In research on exosome-based drug delivery, the key factor lies in identifying appropriate biomarkers to achieve targeted delivery.For instance, to achieve targeted drug delivery of exosomes to specific tumors, it is necessary to investigate the biomarkers on the surface of those tumors, screen for effective biomarkers, and then engineer target-specific exosomes capable of effectively recognizing these tumor surface biomarkers.

 

VCBeat: How is the exosome-related industry currently developing both domestically and internationally? Compared to foreign markets, what is the magnitude of the development gap, and in which aspects are these gaps primarily manifested?


Gao Bo:Currently, there is still a significant gap between the development of exosome research in China and abroad. In terms of industrial translation research in the field of exosomes,Overseas, the field has been developing for many years, yielding some breakthrough achievements and giving rise to relatively mature companies. In contrast, research in the exosome sector in China has only gained momentum in recent years, with the related market still in its nascent stage.Some startups have begun seeking financing in the capital markets.
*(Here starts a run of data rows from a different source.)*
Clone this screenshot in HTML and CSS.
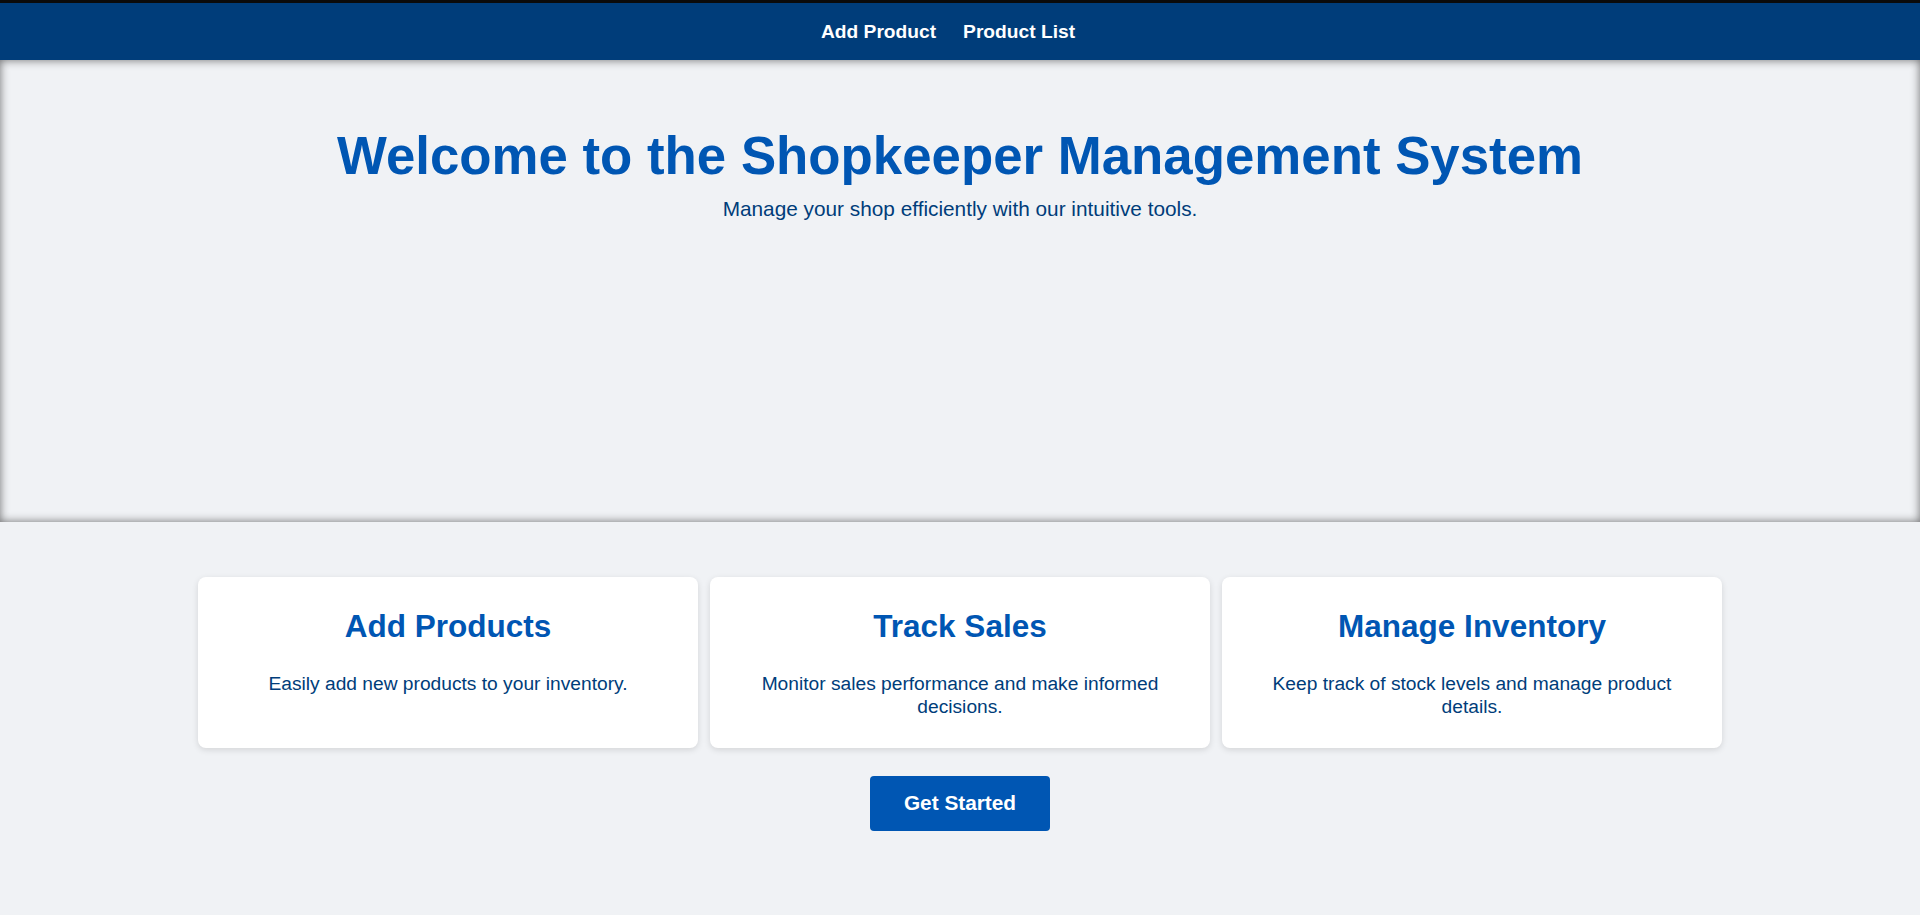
FILE: index.html
```html
<!DOCTYPE html>
<html lang="en">
<head>
<meta charset="utf-8">
<title>Shopkeeper Management System</title>
<link rel="stylesheet" href="styles.css">
</head>
<body>
<header class="topbar">
  <nav class="nav">
    <a class="nav-link" href="#">Add Product</a>
    <a class="nav-link" href="#">Product List</a>
  </nav>
</header>
<section class="hero">
  <h1 class="hero-title">Welcome to the Shopkeeper Management System</h1>
  <p class="hero-sub">Manage your shop efficiently with our intuitive tools.</p>
</section>
<main class="features">
  <div class="cards">
    <div class="card">
      <h2 class="card-title">Add Products</h2>
      <p class="card-text">Easily add new products to your inventory.</p>
    </div>
    <div class="card">
      <h2 class="card-title">Track Sales</h2>
      <p class="card-text">Monitor sales performance and make informed decisions.</p>
    </div>
    <div class="card">
      <h2 class="card-title">Manage Inventory</h2>
      <p class="card-text">Keep track of stock levels and manage product details.</p>
    </div>
  </div>
  <button class="cta">Get Started</button>
</main>
</body>
</html>
```
FILE: styles.css
```css
html, body {
  margin: 0;
  padding: 0;
}
body {
  font-family: "Liberation Sans", Arial, sans-serif;
  background: #f0f2f5;
  color: #003d7a;
  min-height: 915px;
}
.topbar {
  background: #003d7a;
  border-top: 3px solid #0b0b0b;
  height: 57px;
  display: flex;
  align-items: center;
  justify-content: center;
}
.nav {
  display: flex;
  gap: 27px;
  padding-right: 24px;
}
.nav-link {
  color: #ffffff;
  font-weight: bold;
  font-size: 19.2px;
  text-decoration: none;
}
.hero {
  height: 462px;
  box-sizing: border-box;
  padding-top: 64.5px;
  text-align: center;
  background: #f0f2f5;
  box-shadow: inset 0 0 10px rgba(0, 0, 0, 0.55);
}
.hero-title {
  margin: 0;
  font-size: 52.8px;
  font-weight: bold;
  color: #0056b3;
}
.hero-sub {
  margin: 11.5px 0 0;
  font-size: 20.8px;
  color: #003d7a;
}
.features {
  display: flex;
  flex-direction: column;
  align-items: center;
  padding-top: 55px;
}
.cards {
  display: grid;
  grid-template-columns: repeat(3, 500px);
  gap: 12px;
}
.card {
  background: #ffffff;
  border-radius: 8px;
  box-shadow: 0 2px 6px rgba(0, 0, 0, 0.12);
  padding: 31px 30px 30px;
  text-align: center;
}
.card-title {
  margin: 0 0 26.5px;
  font-size: 31.5px;
  font-weight: bold;
  color: #0056b3;
}
.card-text {
  margin: 0;
  font-size: 19.2px;
  line-height: 23px;
  color: #003d7a;
}
.cta {
  margin-top: 28px;
  background: #0056b3;
  color: #ffffff;
  border: none;
  border-radius: 4px;
  padding: 15px 34px 16px;
  font-family: "Liberation Sans", Arial, sans-serif;
  font-size: 20.8px;
  font-weight: bold;
  line-height: 24px;
}
```
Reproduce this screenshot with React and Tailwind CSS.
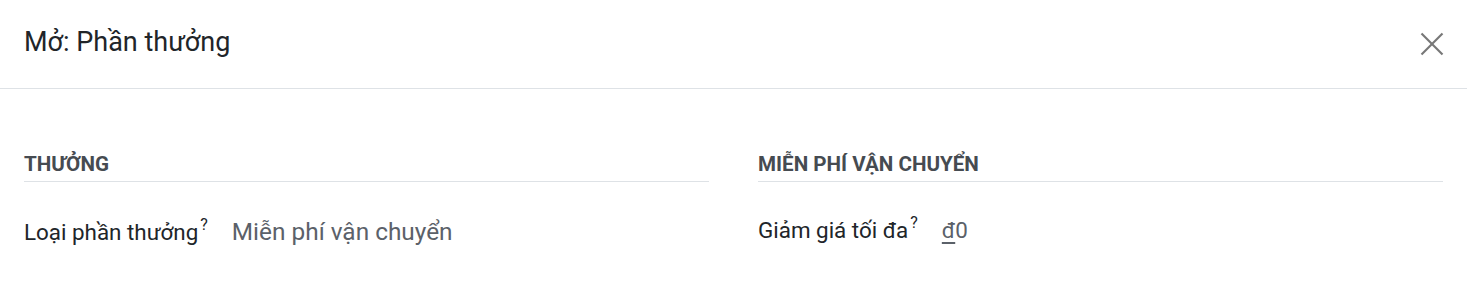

Rough estimates suggest that China lags behind other countries by at least five years in the industrialization research of exosomes.

 

The gap is mainly attributed to two factors: first, insufficient in-depth research on exosomes; second, inadequate supporting infrastructure for industrialization.Although research on exosomes is currently flourishing in the scientific community, in-depth studies remain insufficient, lacking innovation, and applications are still in their infancy. Furthermore, several key challenges constrain the development of the exosome industry, including targeted delivery, isolation and purification, drug-loading efficiency, and formulation. Breakthroughs in these fundamental areas are prerequisite to achieving industrial-scale advancement.

 

Is the Declining “Hype” Around Exosome Research Actually a Step Toward Greater “Depth”?

 

VCBeat: One final question concerns the shifting level of interest in exosome research both domestically and internationally. We have learned that among last year’s National Natural Science Foundation of China (NSFC) grant applications, there were 2,000 projects related to exosomes, whereas this year the number has dropped to just over 1,000—a decline of nearly half. Does this indicate a waning enthusiasm for exosome research?

 

Gao Bo:The decline in the number of exosome-related projects funded by the National Natural Science Foundation of China does not indicate a waning interest in exosome research; rather, it signifies that exosome-related studies are advancing to a more sophisticated stage.In the early stages, research on exosomes was not yet in-depth, making it relatively easy to identify novel angles for grant applications. However, as extensive research on exosomes has been conducted, securing funding for exosome-related projects has naturally become more challenging.

 

Future fundamental research on exosomes will be relatively focused on exploring key issues, such as exosome targeting, drug-loaded exosomes, and the discovery of disease biomarkers.Therefore, this represents a normal, step-by-step evolutionary process. Exosome-related research topics suspected of being “salami-sliced” or lacking substantive scientific merit will be rejected. Consequently, exosome research efforts will become concentrated among a select group of scientists, and the execution of these projects will require greater financial support.